I continued to taunt myself with thoughts and got easily uncomfortable around family when they tried to justify my actions, causing me to believe that I'm not normal for years. I developed a worse case of anxiety before my high school graduation and nearly fainted from how bad it was. I wasn't nervous, nor was I excited to graduate.

In fact, I was 100% relieved to leave that building and succumb to my mental troubles in my own bedroom.

Though that doesn't mean I allowed myself to laze away in my house, I instead looked for jobs, just to realize I have trouble focusing there too. I find myself trying to remember simple things, leading to an entire hour of thoughts about unrelated things to work without my awareness.
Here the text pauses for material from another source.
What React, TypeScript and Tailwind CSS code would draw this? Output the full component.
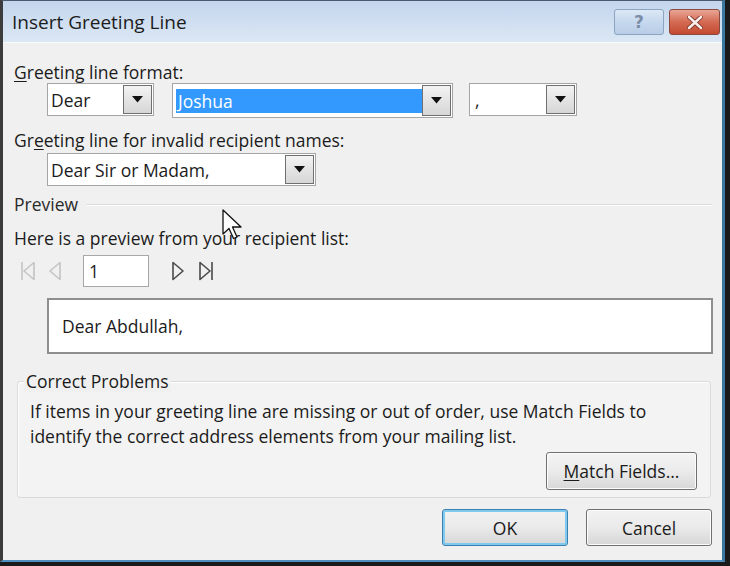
import React from 'react'

const font = { fontFamily: '"Open Sans", "Liberation Sans", sans-serif' }

function DropButton() {
  return (
    <div className="flex h-full w-[29px] items-center justify-center border border-[#707070] bg-gradient-to-b from-[#f3f3f3] to-[#d6d6d6]">
      <svg width="11" height="7" viewBox="0 0 11 7">
        <path d="M0 0 L11 0 L5.5 6.5 Z" fill="#111" />
      </svg>
    </div>
  )
}

function Combo({ width, height = 'h-[33px]', children }: { width: string; height?: string; children: React.ReactNode }) {
  return (
    <div className={`flex ${width} ${height} items-stretch border border-[#a5a5a5] bg-white p-px`}>
      <div className="flex flex-1 items-center overflow-hidden">{children}</div>
      <DropButton />
    </div>
  )
}

function NavIcon({ dir, bar, color }: { dir: 'left' | 'right'; bar?: boolean; color: string }) {
  return (
    <svg width="16" height="20" viewBox="0 0 16 20" fill="none" stroke={color} strokeWidth="1.6">
      {dir === 'left' ? (
        <>
          {bar && <path d="M2 1 V19" />}
          <path d="M14 1.5 L4 10 L14 18.5 Z" strokeLinejoin="round" />
        </>
      ) : (
        <>
          <path d="M2 1.5 L12 10 L2 18.5 Z" strokeLinejoin="round" />
          {bar && <path d="M14 1 V19" />}
        </>
      )}
    </svg>
  )
}

export default function App() {
  return (
    <div className="relative h-[566px] w-[730px] overflow-hidden bg-[#1a1a1a] text-[#1b1b1b]" style={font}>
      {/* window frame */}
      <div className="flex h-[562px] w-[725px] flex-col border-l-[3px] border-t border-r-[3px] border-b-2 border-l-[#3c3c3c] border-t-[#4a5a6a] border-r-[#3a78a0] border-b-[#4f8fc0] bg-[#f0f0f0]">
        {/* title bar */}
        <div className="flex h-[41px] items-start justify-between bg-gradient-to-b from-[#c3d6ed] to-[#dbe7f4] pl-[9px] pr-[2px]">
          <div className="pt-[7px] text-[19px] text-[#1c1c1c]">Insert Greeting Line</div>
          <div className="mt-[8px] flex gap-[5px]">
            <div className="flex h-[26px] w-[50px] items-center justify-center rounded-[3px] border border-[#8da4c0] bg-gradient-to-b from-[#dce8f5] via-[#c6d8ee] to-[#b8cde6]">
              <span className="text-[17px] font-bold leading-none text-[#7a8ea8]" style={{ fontFamily: '"DejaVu Sans", sans-serif' }}>?</span>
            </div>
            <div className="flex h-[26px] w-[51px] items-center justify-center rounded-[3px] border border-[#8a4a40] bg-gradient-to-b from-[#e8a597] via-[#d46a52] to-[#c24a30]">
              <svg width="16" height="13" viewBox="0 0 16 13">
                <path d="M2 1 L14 12 M14 1 L2 12" stroke="#6b2a20" strokeWidth="4.2" strokeLinecap="round" />
                <path d="M2 1 L14 12 M14 1 L2 12" stroke="#fbeeea" strokeWidth="2.6" strokeLinecap="round" />
              </svg>
            </div>
          </div>
        </div>

        {/* client area */}
        <div className="flex flex-1 flex-col border-t border-[#f7f9fb] pl-[11px] pr-[10px] text-[17.5px] leading-[22px]">
          <div className="mt-[18px]">
            <span className="underline underline-offset-2">G</span>reeting line format:
          </div>
          <div className="mt-0 flex items-start pl-[33px]">
            <Combo width="w-[107px]">
              <span className="pl-[2px]">Dear</span>
            </Combo>
            <div className="ml-[18px]">
              <Combo width="w-[281px]" height="h-[35px]">
                <div className="ml-[2px] flex h-[24px] w-[246px] items-center bg-[#3399ff] pl-[2px] text-white">Joshua</div>
              </Combo>
            </div>
            <div className="ml-[16px]">
              <Combo width="w-[108px]">
                <span className="pl-[4px]">,</span>
              </Combo>
            </div>
          </div>

          <div className="mt-[11px]">
            Gr<span className="underline underline-offset-2">e</span>eting line for invalid recipient names:
          </div>
          <div className="mt-[2px] pl-[33px]">
            <Combo width="w-[269px]">
              <span className="pl-[2px]">Dear Sir or Madam,</span>
            </Combo>
          </div>

          <div className="mt-[7px] flex items-center gap-[8px] text-[#2a2a2a]">
            <span>Preview</span>
            <div className="mt-[1px] h-[2px] flex-1 border-t border-b border-t-[#dcdcdc] border-b-white" />
          </div>
          <div className="mt-[12px]">Here is a preview from your recipient list:</div>

          <div className="mt-[6px] flex h-[32px] items-center pl-[6px]">
            <NavIcon dir="left" bar color="#c4c4c4" />
            <div className="ml-[10px]">
              <NavIcon dir="left" color="#c4c4c4" />
            </div>
            <div className="ml-[21px] flex h-[32px] w-[66px] items-center border border-[#a8a8a8] bg-white pl-[5px]">1</div>
            <div className="ml-[22px]">
              <NavIcon dir="right" color="#4a4a4a" />
            </div>
            <div className="ml-[11px]">
              <NavIcon dir="right" bar color="#4a4a4a" />
            </div>
          </div>

          <div className="ml-[33px] mt-[11px] flex h-[56px] w-[666px] items-center border-2 border-[#8e8e8e] bg-white pl-[13px]">
            Dear Abdullah,
          </div>

          <fieldset className="ml-[3px] mt-[16px] h-[128px] w-[694px] rounded-[3px] border border-[#dadada] bg-[#f3f3f3] pl-[12px] pr-[12px] shadow-[inset_1px_1px_0_#fff]">
            <legend className="-ml-[6px] bg-[#f0f0f0] px-[2px]">Correct Problems</legend>
            <p className="mt-[7px] leading-[25px]">
              If items in your greeting line are missing or out of order, use Match Fields to
              <br />
              identify the correct address elements from your mailing list.
            </p>
            <div className="mt-[3px] flex justify-end pr-[1px]">
              <button className="h-[38px] w-[151px] rounded-[3px] border border-[#707070] bg-gradient-to-b from-[#f4f4f4] via-[#ebebeb] to-[#d8d8d8] shadow-[inset_0_0_0_1px_#fcfcfc]">
                <span className="underline underline-offset-2">M</span>atch Fields...
              </button>
            </div>
          </fieldset>

          <div className="mt-[11px] flex justify-end gap-[18px] pr-[0px]">
            <button className="h-[37px] w-[126px] rounded-[3px] border border-[#3c7fb1] bg-gradient-to-b from-[#f2f2f2] via-[#eaeaea] to-[#d6d6d6] shadow-[inset_0_0_0_2px_#7fc9ee]">
              OK
            </button>
            <button className="h-[37px] w-[126px] rounded-[3px] border border-[#707070] bg-gradient-to-b from-[#f2f2f2] via-[#eaeaea] to-[#d6d6d6] shadow-[inset_0_0_0_1px_#fcfcfc]">
              Cancel
            </button>
          </div>
        </div>
      </div>

      {/* mouse pointer */}
      <svg className="absolute left-[222px] top-[209px]" width="24" height="32" viewBox="0 0 24 32">
        <path d="M1 1 L1 25 L7 19.5 L11.5 29.5 L15 28 L10.5 18 L19 18 Z" fill="#fff" stroke="#111" strokeWidth="1.3" strokeLinejoin="round" />
      </svg>
    </div>
  )
}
Sometimes my consciousness tricks me to believe I'm where my brain thinks I am, which is whatever setting I'm at in my head. I have no memory of my present situation and when I snap out of it, I have spent two whole hours touching the same items over and over again, muttering incoherent words under my breath.

Akin to those occurrences, I started to buy things because I was around them too long, staring, reading the labels, and imagining myself using them. I had a few panic attacks at work for my insomnia and health-related issues that my manager had complaints about.

Not surprisingly, I quit a few days later out of guilt.

I did have a job before that I was well-adjusted to for almost three weeks, but it was too far from my house and I was, unfortunately, someone almost had another awful event there.

My attention-deficit/hyperactivity disorder soon was forgotten as my Tourettes got worse, then my insomnia was messing with my awakeness. So what did I do to help myself?

I eventually found a doctor who finally gave me a way to fall asleep and help my internal problems. It took a week for me to notice any complete signs of ease, but I still had dreams about my attention-deficit/hyperactivity disorder. I don't remember them, of course, just that I hated how I was born like this.

But I now shrug it off and thank my mother for being the only person to acknowledge, after a few years, that I was not doing anything on purpose and why I'm not sad after losing her.

She made me feel "normal" when she could and now my grandma is also doing the same without knowing. I'm grateful that I can still feel safe without being on edge and that alone is what I always wanted my entire life.